We were born ready, until they brought out the scalpel. The bleeding continues into adulthood--the wound unable to cauterize--as the silent sickness of performativity consumes us. We are unable to be fully present, fully us, whole, anywhere.

This initial violence, one of birth and breaking (into) an anti-black world that is predicated on the prohibition of one's own freedom, is where Wilson begins. Wilson continues, "I yearn to break free from these neoliberal, Godless Circumcisions, loving myself to Cosmic Reconciliations, reuniting with that which was cleaved at birth. This is my journey: a litany for survival."

This "litany for survival" admonishes complacency in the face of incessant violence while cultivating a poetics of undoing, "unlearning," and unrestricted refusal--Wilson does not hold back in naming that which cannot be unseen, that which propels them towards surviving and healing on their own terms.

The range of essays Wilson pen is rich, with titles tender (see "Cosmic Reconciliations & Divine Divestment: BlaQueerness, Masculinities and Community") to tongue-in-cheek (i.e. "Caitlyn's Calvary: The Gaze, The gays & Whiteness on Fleek").

In the essay, "Black, Gifted & Privileged: Confronting Intraracial Power In The Age of Trayvon," Wilson provides a timely reminder that the polarization of intellectual engagement as defunct is as devastating to the black imagination as the refusal to be critical of the self:


We must offer our skills, resources and talents as supplements to the strategies of those most impacted, and continue to empower and affirm them as the leaders and experts that they are.

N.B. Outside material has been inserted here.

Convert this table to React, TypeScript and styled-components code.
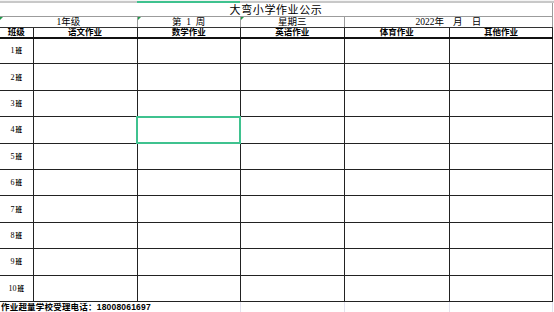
import styled, { createGlobalStyle } from "styled-components";

const GlobalStyle = createGlobalStyle`
  html, body {
    margin: 0;
    padding: 0;
    background: #ffffff;
  }
  body {
    font-family: "Liberation Serif", "Noto Sans CJK SC", serif;
    color: #000;
  }
`;

const widths = [33, 104, 103, 104, 105, 103];
const subjects = ["语文作业", "数学作业", "英语作业", "体育作业", "其他作业"];
const classes = Array.from({ length: 10 }, (_, i) => `${i + 1}`);

function App() {
  return (
    <Sheet>
      <GlobalStyle />
      <ColumnStrip>
        <StripPart style={{ width: 137 }} />
        <StripPart $active style={{ width: 103 }} />
        <StripPart style={{ flex: 1 }} />
      </ColumnStrip>
      <Table>
        <colgroup>
          {widths.map((w, i) => (
            <col key={i} style={{ width: w }} />
          ))}
        </colgroup>
        <tbody>
          <TitleRow>
            <TitleCell colSpan={6}>大弯小学作业公示</TitleCell>
          </TitleRow>
          <InfoRow>
            <InfoCell colSpan={2} $flag>
              1年级
            </InfoCell>
            <InfoCell $flag>第&nbsp;&nbsp;1&nbsp;&nbsp;周</InfoCell>
            <InfoCell $flag>星期三</InfoCell>
            <InfoCell colSpan={2}>
              <DateText>2022年</DateText>
              <DateText>月</DateText>
              <DateText>日</DateText>
            </InfoCell>
          </InfoRow>
          <HeadRow>
            <HeadCell>班级</HeadCell>
            {subjects.map((s) => (
              <HeadCell key={s}>{s}</HeadCell>
            ))}
          </HeadRow>
          {classes.map((n, r) => (
            <DataRow key={n}>
              <ClassCell>
                {n}
                <Ban>班</Ban>
              </ClassCell>
              {subjects.map((s, c) => (
                <Cell key={s} $selected={r === 3 && c === 1} />
              ))}
            </DataRow>
          ))}
          <FooterRow>
            <FooterCell colSpan={3}>
              <FooterText>作业超量学校受理电话：18008061697</FooterText>
            </FooterCell>
            <GridCell />
            <GridCell />
            <GridCell />
          </FooterRow>
        </tbody>
      </Table>
    </Sheet>
  );
}

const Sheet = styled.div`
  width: 554px;
  height: 312px;
  overflow: hidden;
  background: #fff;
  display: flex;
  flex-direction: column;
`;

const ColumnStrip = styled.div`
  display: flex;
  height: 3px;
  flex-shrink: 0;
  box-sizing: border-box;
  border-top: 1px solid #f4f4f4;
`;

const StripPart = styled.div<{ $active?: boolean }>`
  height: 2px;
  background: ${(p) => (p.$active ? "#3fc28f" : "#c8c8c8")};
`;

const Table = styled.table`
  border-collapse: collapse;
  table-layout: fixed;
  width: 553px;
  font-size: 8px;
  line-height: 9px;
  td {
    padding: 0;
    box-sizing: border-box;
  }
`;

const TitleRow = styled.tr`
  height: 13px;
`;

const TitleCell = styled.td`
  text-align: center;
  font-size: 11px;
  line-height: 12px;
  letter-spacing: 0.6px;
  border-bottom: 1px solid #9c9c9c;
  border-right: 1px solid #9c9c9c;
  vertical-align: bottom;
`;

const InfoRow = styled.tr`
  height: 11px;
`;

const InfoCell = styled.td<{ $flag?: boolean }>`
  position: relative;
  text-align: center;
  font-size: 9.5px;
  line-height: 10px;
  border-right: 1px solid #9c9c9c;
  border-bottom: 1px solid #333;
  white-space: nowrap;
  &::before {
    content: "";
    display: ${(p) => (p.$flag ? "block" : "none")};
    position: absolute;
    left: 0;
    top: 0;
    width: 0;
    height: 0;
    border-top: 3px solid #1f9a4a;
    border-right: 3px solid transparent;
  }
`;

const DateText = styled.span`
  margin-left: 9px;
  &:first-child {
    margin-left: 0;
  }
`;

const HeadRow = styled.tr`
  height: 10px;
`;

const HeadCell = styled.td`
  text-align: center;
  font-family: "Liberation Sans", "Noto Sans CJK SC", sans-serif;
  font-weight: bold;
  font-size: 8.5px;
  line-height: 9px;
  white-space: nowrap;
  border-right: 1px solid #222;
  border-bottom: 2px solid #111;
`;

const DataRow = styled.tr`
  height: 26.4px;
`;

const ClassCell = styled.td`
  text-align: center;
  font-size: 8px;
  border-right: 1px solid #222;
  border-bottom: 1px solid #222;
  white-space: nowrap;
`;

const Ban = styled.span`
  font-family: "Noto Sans CJK SC", sans-serif;
  font-weight: bold;
  font-size: 6.5px;
  margin-left: 1px;
`;

const Cell = styled.td<{ $selected?: boolean }>`
  border-right: 1px solid #222;
  border-bottom: 1px solid #222;
  outline: ${(p) => (p.$selected ? "2px solid #3fc28f" : "none")};
  outline-offset: -1px;
`;

const FooterRow = styled.tr`
  height: 10px;
`;

const FooterCell = styled.td`
  white-space: nowrap;
  overflow: visible;
  vertical-align: top;
  line-height: 9px;
  padding-top: 1px !important;
`;

const FooterText = styled.span`
  font-family: "Liberation Sans", "Noto Sans CJK SC", sans-serif;
  font-weight: bold;
  font-size: 8.5px;
  line-height: 9px;
  padding-left: 1px;
  letter-spacing: 0.2px;
`;

const GridCell = styled.td`
  border-left: 1px solid #e2e2ee;
  border-right: 1px solid #e2e2ee;
`;

export default App;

This is not to say that we should sit on our laurels, and watch the most burdened carry the heaviest loads, but a reminder that we would do well to listen-sometimes in disagreement-before positioning ourselves as the saviors of our kin.

In Godless Circumcisions, the personal is the first and last site of the political, as well as the poetic. Wilson writes:

I marvel at my own fuckery,

the hubris,

the waste,

the pieces of my

brilliance

Wilson utilizes modes of correspondence in the text to unsettle notions of time and reflect the fraught uncertainty that constitutes Black contemplative life. In one example, Wilson pens a letter to their 25-year-old-self:

So many of your friends, cousins and acquaintances have died in one way or another. Many sit in the tombs of those gone to glory, but countless more are rotting away in bodies that serve as corporeal prisons: lifeless survivors of capitalisms, black neoliberalism, in/externalized anti-blackness and empty promises of love, home and justice. Yet here you are, alive and somewhere near free. Still though, you struggle to see that freedom, struggle to define what it is, for you and whether that definition is real and true. You wonder whether anything is right or true. In your quest for freedom no, liberation, you have become a wanderlust, post-structuralist of sorts. Can your own mind be trusted or is it endemically poisoned by the epistemologies of power accumulation? Do you own it?"

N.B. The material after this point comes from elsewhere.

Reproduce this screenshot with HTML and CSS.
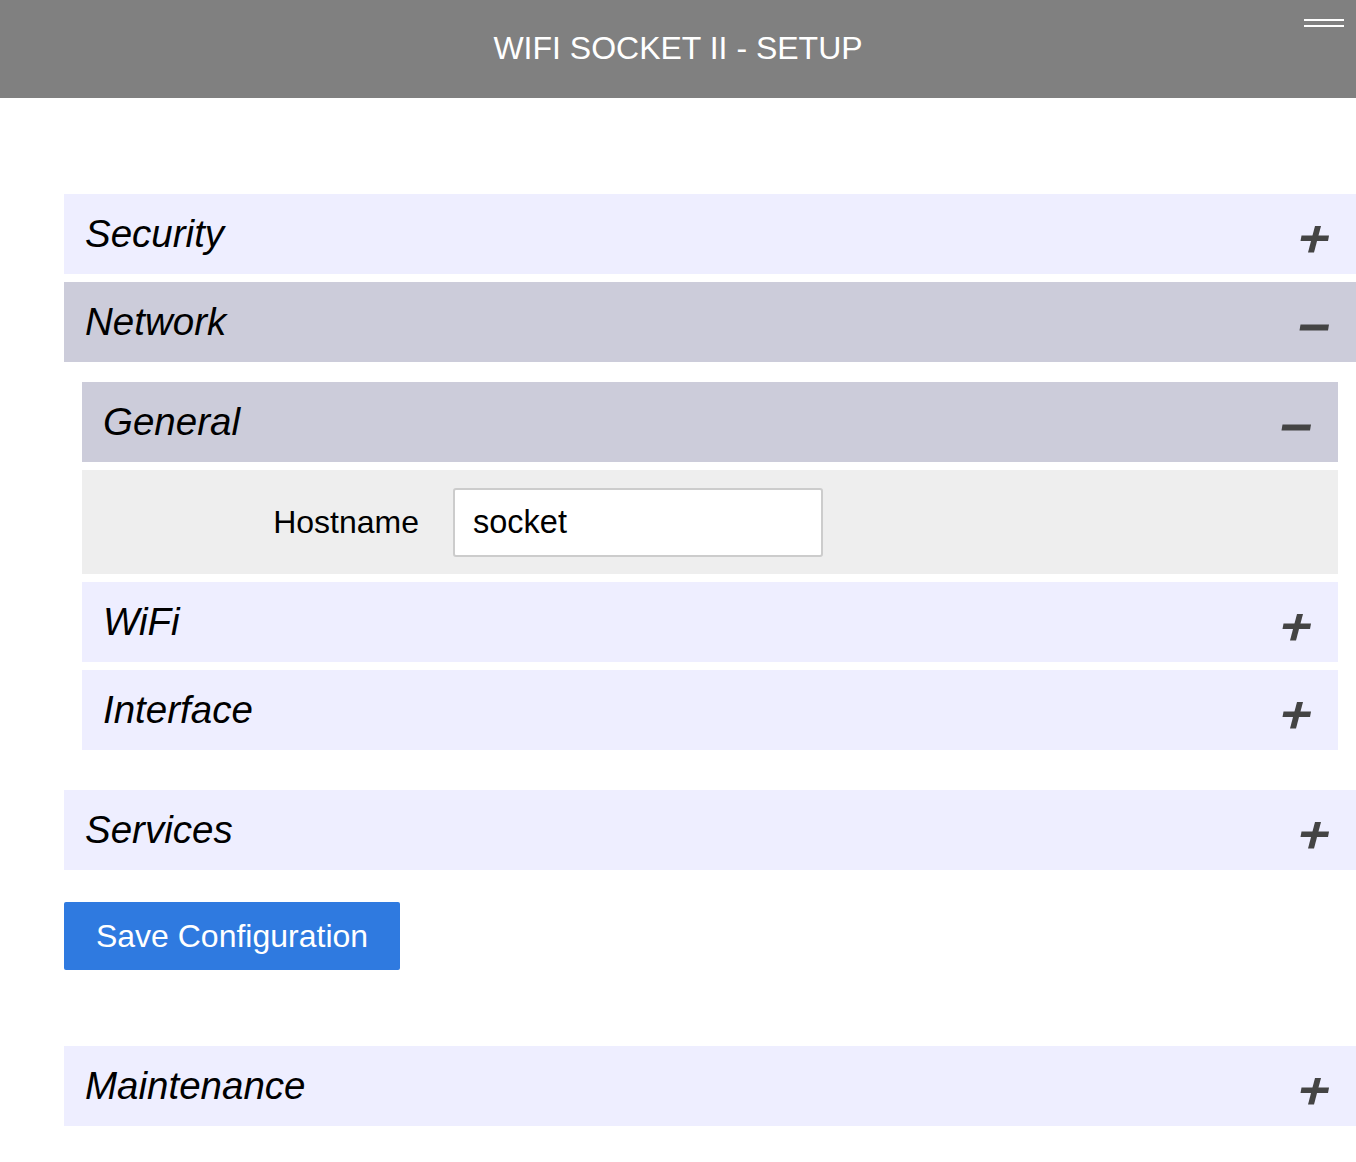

In their alchemy, stewed in the freedom and funk of blackness, Wilson pleases the pallet with recipes borrowed from Maya, Essex and Baldwin. In this collection you will find pieces that tell stories of trauma, namely racial-sexual terrors and violences (see: "The Raping(s), The Reaping, The Humanistic Renewal"), with humor, vulnerability and a love of self clearly inspired by Maya Angelou's "I Know Why The Caged Bird Sings." In "Fucking Blackness: Explosions, Invasions & Predatory Niggas" and "A Quick Blunt," the reader is greeted with poems that are unflinching their analysis and recollection of black and queer sex, pleasure and global positioning. You will also find harrowing essays--such as "To The Children That Come Next: Eli, Emani & Daiveyon"--that deal with situational privilege and center politics, power and pain as simultaneously structural, familial and personal, harkening back to Baldwin's "A Letter To My Nephew."

This collection births something for everyone and--with quotations of sources as diverse as Kimberle Crenshaw, Patricia Hill-Collins and bell hooks to Janet Jackson, Erykah Badu and Mary J. Blige--it is clear that the author meant to do so. This is a book for everyone: the academic dealing in high and flesh theories, the gay/bi/trans*/non-binary/queer kid searching for proof of their humanity, the black and/or brown person preparing confronting a world of racial-sexual violences and all those with beating, sensitive hearts interested in humanism, a critical love ethic and practice, and the ideals of making a less violent world. In pulling from the wide range of human experiences and sources of knowledge and truth, Wilson skillful induces the reader to participate in their practice of recollecting, re-membering and liberating the full breadth of their blackness, their queerness and their humanity bringing life, conviction and proof to their introductory assertion that:

We were born whole, announcing our presence as we emerged from the flesh of our mothers with grand aplomb, we were whole. There was nothing missing...

Disclosure: Jonathan Moore contributed to an essay featured in this collection, "Black Lives Matter: Recentering Blackness Unbound, Noting White Terrorism & Shutting Shit Down."